Flickr user Daniel Ramirez (cc).
Honolulu's new rail transit system, under construction.
In the Loop is your round-up of what’s going on in the transportation world, posted in conjunction with Talking Transit.
@metroplanners news
The Metropolitan Planning Council is hosting a series of exciting events in the coming months, including an “Urban Think and Drink” with New York’s Sam Schwartz where he’ll talk about his new book and the changing patterns of car use by American urbanites. We’re also hosting a lunchtime roundtable on how to make our communities more accessible, featuring an interesting conversation about what change has occurred 25 years after the passage of the Americans with Disabilities Act. Join us if you can!
MPC staff have been writing actively about a number of issues directly related to transportation in the last few weeks. We’ve investigated how the sale of a few municipally owned parking lots in River North will benefit the City of Chicago both in the short and long term. And we’ve highlighted why Chicago and Illinois have such a substantial infrastructure deficit.
Meanwhile, the issue I raised last month in Talking Transit—how crime was affecting peoples’ use of the transit system—has been made more relevant thanks to a new study released in Urban Studies by Wenjia Zhang of the University of Texas at Austin. Zhang’s study shows that new, higher-density developments near transit may induce crime; in some cases, increasing crime can result in reduced transit ridership. Transportation planners have a responsibility to make crime a component of their work on modeling transportation use, and on designing new facilities.

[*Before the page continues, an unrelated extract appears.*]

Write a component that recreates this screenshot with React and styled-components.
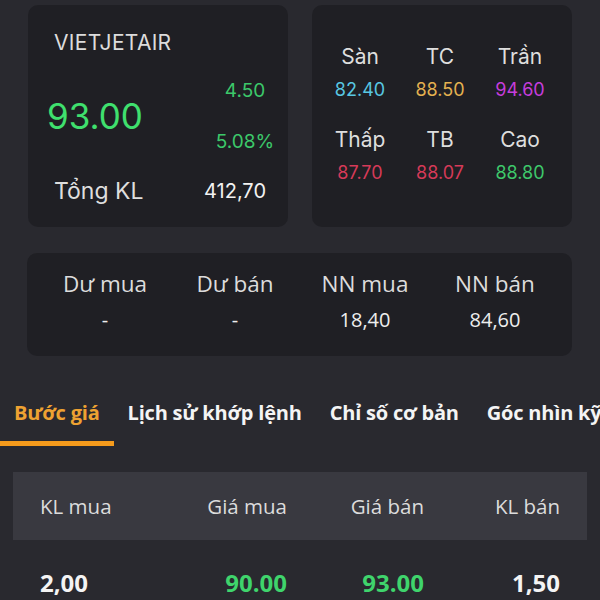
import styled, { createGlobalStyle } from "styled-components";

const GlobalStyle = createGlobalStyle`
    body{
        margin: 0;
        background-color: #29292f;
        font-family: Inter, Roboto, sans-serif;
    }
`;

const quote = {
    symbol: "VIETJETAIR",
    price: "93.00",
    change: "4.50",
    percent: "5.08%",
    total: "412,70",
};

const levels = [
    { label: "Sàn", value: "82.40", color: "#58c7e2" },
    { label: "TC", value: "88.50", color: "#e4b150" },
    { label: "Trần", value: "94.60", color: "#c53ddc" },
    { label: "Thấp", value: "87.70", color: "#d53a58" },
    { label: "TB", value: "88.07", color: "#d53a58" },
    { label: "Cao", value: "88.80", color: "#3ec86b" },
];

const flows = [
    { label: "Dư mua", value: "-" },
    { label: "Dư bán", value: "-" },
    { label: "NN mua", value: "18,40" },
    { label: "NN bán", value: "84,60" },
];

const tabs = ["Bước giá", "Lịch sử khớp lệnh", "Chỉ số cơ bản", "Góc nhìn kỹ thuật"];

export default function App(){
    return(
        <Page>
            <GlobalStyle />
            <TopRow>
                <Card>
                    <Symbol>{quote.symbol}</Symbol>
                    <PriceRow>
                        <BigPrice>{quote.price}</BigPrice>
                        <ChangeBox>
                            <span>{quote.change}</span>
                            <span>{quote.percent}</span>
                        </ChangeBox>
                    </PriceRow>
                    <TotalRow>
                        <span>Tổng KL</span>
                        <strong>{quote.total}</strong>
                    </TotalRow>
                </Card>

                <LevelCard>
                    {levels.map(e => (
                        <Cell key={e.label}>
                            <Label>{e.label}</Label>
                            <Value color={e.color}>{e.value}</Value>
                        </Cell>
                    ))}
                </LevelCard>
            </TopRow>

            <FlowCard>
                {flows.map(e => (
                    <FlowCell key={e.label}>
                        <span>{e.label}</span>
                        <strong>{e.value}</strong>
                    </FlowCell>
                ))}
            </FlowCard>

            <Tabs>
                {tabs.map((t, i) => (
                    <Tab key={t} active={i === 0}>{t}</Tab>
                ))}
            </Tabs>

            <Table>
                <HeadRow>
                    <span>KL mua</span>
                    <span>Giá mua</span>
                    <span>Giá bán</span>
                    <span>KL bán</span>
                </HeadRow>
                <BodyRow>
                    <span>2,00</span>
                    <Green>90.00</Green>
                    <Green>93.00</Green>
                    <span>1,50</span>
                </BodyRow>
            </Table>
        </Page>
    );
}

/* ------------------- Estilização ------------------- */
const Page = styled.div`
    width: 600px;
    height: 600px;
    overflow: hidden;
    padding-top: 5px;
    box-sizing: border-box;
    color: #e6e6e6;
`;

const TopRow = styled.div`
    margin: 0 28px;
    display: grid;
    grid-template-columns: 260px 260px;
    gap: 24px;
`;

const Card = styled.section`
    height: 222px;
    box-sizing: border-box;
    padding: 25px 0 0 26px;
    border-radius: 10px;
    background-color: #1f1f24;
    display: flex;
    flex-direction: column;
`;

const Symbol = styled.div`
    font-size: 21px;
    line-height: 26px;
    letter-spacing: 0.3px;
    color: #dcdcdc;
`;

const PriceRow = styled.div`
    display: flex;
    justify-content: space-between;
    align-items: center;
    padding-right: 12px;
    margin-top: 23px;
`;

const BigPrice = styled.div`
    font-size: 35px;
    color: #3fe06e;
    margin-left: -7px;
`;

const ChangeBox = styled.div`
    width: 62px;
    display: flex;
    flex-direction: column;
    align-items: center;
    gap: 28px;
    font-size: 19px;
    line-height: 23px;
    color: #3cc86a;
`;

const TotalRow = styled.div`
    display: flex;
    align-items: center;
    justify-content: space-between;
    padding-right: 22px;
    margin-top: 24px;

    span{
        font-size: 23px;
        color: #dedede;
    }

    strong{
        font-weight: 400;
        font-size: 20px;
        color: #f2f2f2;
    }
`;

const LevelCard = styled.section`
    height: 222px;
    box-sizing: border-box;
    padding: 39px 12px 0 8px;
    border-radius: 10px;
    background-color: #1f1f24;
    display: grid;
    grid-template-columns: repeat(3, 80px);
    grid-auto-rows: 83px;
    align-content: start;
`;

const Cell = styled.div`
    display: flex;
    flex-direction: column;
    align-items: center;
    gap: 9px;
`;

const Label = styled.span`
    font-size: 21px;
    line-height: 26px;
    color: #dedede;
`;

const Value = styled.span`
    font-size: 18px;
    line-height: 22px;
    color: ${props => props.color};
`;

const FlowCard = styled.section`
    margin: 26px 28px 0 27px;
    height: 103px;
    box-sizing: border-box;
    padding: 16px 12px 0 13px;
    border-radius: 10px;
    background-color: #1f1f24;
    display: grid;
    grid-template-columns: repeat(4, 130px);
    font-family: "Open Sans", sans-serif;
`;

const FlowCell = styled.div`
    display: flex;
    flex-direction: column;
    align-items: center;
    gap: 9px;

    span{
        font-size: 22.5px;
        line-height: 29px;
        color: #dcdcdc;
    }

    strong{
        font-weight: 400;
        font-size: 20px;
        line-height: 25px;
        color: #eeeeee;
    }
`;

const Tabs = styled.nav`
    margin-top: 31px;
    display: flex;
    white-space: nowrap;
    font-family: "Open Sans", sans-serif;
`;

const Tab = styled.div`
    padding: 12px 14px 15px;
    font-size: 20px;
    line-height: 27px;
    font-weight: 700;
    letter-spacing: -0.2px;
    color: ${props => props.active ? "#eea232" : "#f4f4f4"};
    border-bottom: 5px solid ${props => props.active ? "#f59b1c" : "transparent"};
`;

const Table = styled.div`
    margin: 26px 13px 0;
    font-family: "Open Sans", sans-serif;
`;

const HeadRow = styled.div`
    height: 68px;
    padding: 0 27px;
    background-color: #393940;
    display: grid;
    grid-template-columns: 1fr 136px 137px 136px;
    align-items: center;
    font-size: 20.5px;
    color: #dcdcdc;

    span:not(:first-child){
        text-align: right;
    }
`;

const BodyRow = styled.div`
    padding: 26px 27px 0;
    display: grid;
    grid-template-columns: 1fr 136px 137px 136px;
    font-size: 24px;
    line-height: 33px;
    font-weight: 700;
    color: #f4f4f4;

    span:not(:first-child){
        text-align: right;
    }
`;

const Green = styled.span`
    color: #3fd46c;
`;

transit in the Chicago region
The Chicago Transit Authority, not typically known as a big ad maker, won an award from the American Public Transportation Association for its hilarious ads shaming disrespectful and disorderly transit riders. Whether the ads actually changed anyone’s behavior, though, remains to be seen…
Transit customers should be happy about the improved service they’ll be getting in the next few months. Loop Link, a major new bus rapid transit route through downtown, is launching late this year. New stations are already quite visible throughout downtown. And customers will soon benefit from a new mobile Ventra app, which provides them up-to-date information about their fare card accounts and allows them to buy tickets for Metra without having to deal with finicky machines. I’ve been testing the app over the past few months, and it has worked quite well in managing my account and buying Metra tickets.
Not related to transit but certainly related to rail, the BNSF railway has invested significantly in its main line between Los Angeles and Chicago. At the end of this year, BNSF will be 99 percent finished with a second parallel track on this route. The company’s goal is to displace trucking along this route and replace it with more energy-efficient rail shipping.
elsewhere
Drivers throughout the United States have been benefiting from declining gas prices over the past few months, and JPMorgan Chase recently completed a study on how people have responded. The research shows that people in the South and Midwest increased their driving, whereas people living on the coasts did not.
The decline in gas prices, though, is not necessarily affecting transit ridership negatively. In San Diego, ridership reached an all-time high over the past year, spurred in past by that city’s Rapid network of buses, which offer high-frequency, limited stop services. Similarly, in Minneapolis, the light rail system had a record day of ridership, carrying more than 100,000 people on a single day.
Honolulu is also expecting high ridership on its now-under-construction elevated rail line, a 20-mile route that will serve the airport, downtown and other areas. It will also massively increase the energy consumption by the City and County, the system’s owner, making the local government the top electricity consumer in the state. Local politicians are considering how to deal with the issue, including potentially creating a publicly owned electricity utility.
L.A., finally, is moving at top speed toward a ballot measure next year that would provide $120 billion for roads, freeways and transit in that region in the coming years. Two-thirds of voters would be needed to support that measure, but early polls suggest that level of support is possible. Residents of that area would benefit significantly, gaining new rail lines heading in virtually every direction throughout L.A.